Wednesday, May 13, 2015

Contrary to popular belief...

I do not live in a grass hut.  I do not draw my water from the well.  And no, I do not use a hole in the ground to relieve myself.

After having lived in Niger for almost an entire school year, I would like to clear up a few misconceptions.

Perhaps when you think of living in Africa, a grass hut and squatty potty in the backyard come to mind.  And let me tell you, that after having been around Niger a bit, this is quite an accurate picture...for MOST of Niger.

No, I do not cook dinner over a fire.  You might be surprised that my missionary experience, though drastically different from living in the States in many ways, has been quite comfortable.

First of all I live on campus, the same compound on which the school is located.  I am so grateful to be in one of the nicest houses on campus.  I have my own room and bathroom.  I sleep in an extremely comfortable queen-sized bed.  I have an AC unit in my bedroom (which is SO nice in hot season).

When the rest of the city has lost power, Sahel's campus runs a generator, meaning that I go without electricity for less than 2 minutes at a time.  And sure, the water goes off, too.  But I can count on one hand how many times that has happened on campus, while my friends experience this weekly, if not daily.
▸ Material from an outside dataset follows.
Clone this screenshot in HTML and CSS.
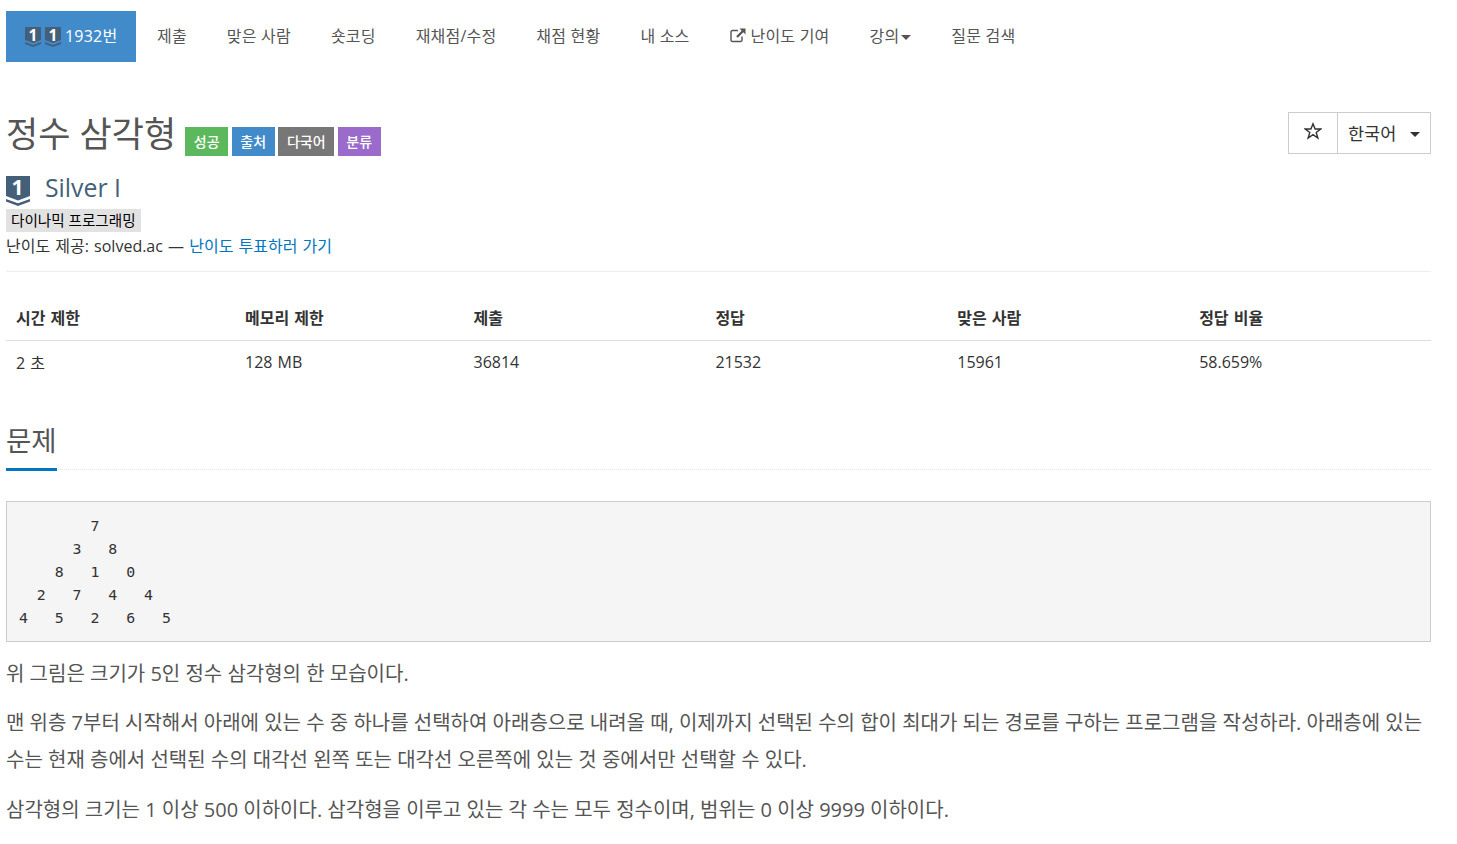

I have a stove that lights on its own, while many use a match.  I have a washing machine and tiled floors.  All of the buildings on campus have both 110V and 220V outlets, so I don't have to worry about adapters.  While the rest of Niger takes cold showers, mine are hot.

And the blessings of living in such amazing conditions are even more evident in such a poor country.  The contrast between my life and "theirs" haunts me.  I'm living in American luxury, while the squatters outside the gate sleep on dirt floors with no electricity.  Visiting Maradi was eye-opening as well.  Even there, huge mansions (what Americans might consider a large middle-class home) towered over the small huts beside them.

I've wrestled with the emotions of guilt, confusion, and even anger.  Why should I have so much more?  Why can't I live like the people?  This isn't fair and I didn't choose this!

As I talked with a friend about this, I realized that in order to be effective as missionaries, we must take care of ourselves.  While this might look like living as the people in the bush for some, it might mean making things a bit more comfortable for others.  Perhaps one of the main reasons that missionaries leave the field so quickly is because their conditions are not "livable."

Conclusion:  I don't know the answers.  I'm not sure what to do besides what the Bible commands...that the rich should give generously.  I know I do not need to feel guilty for being blessed.  But I also know that I can choose to live simply and generously.

1 Timothy 6:6  "But godliness with contentment is great gain."

And so, whatever I have, wherever I am, whomever I am with, I will live in complete abandonment to the One from whom all blessings flow.  Praise God!

1 comment:

  1. Thank you for sharing your perspective and being vulnerable! You are a light in the darkness, and I am thankful for you!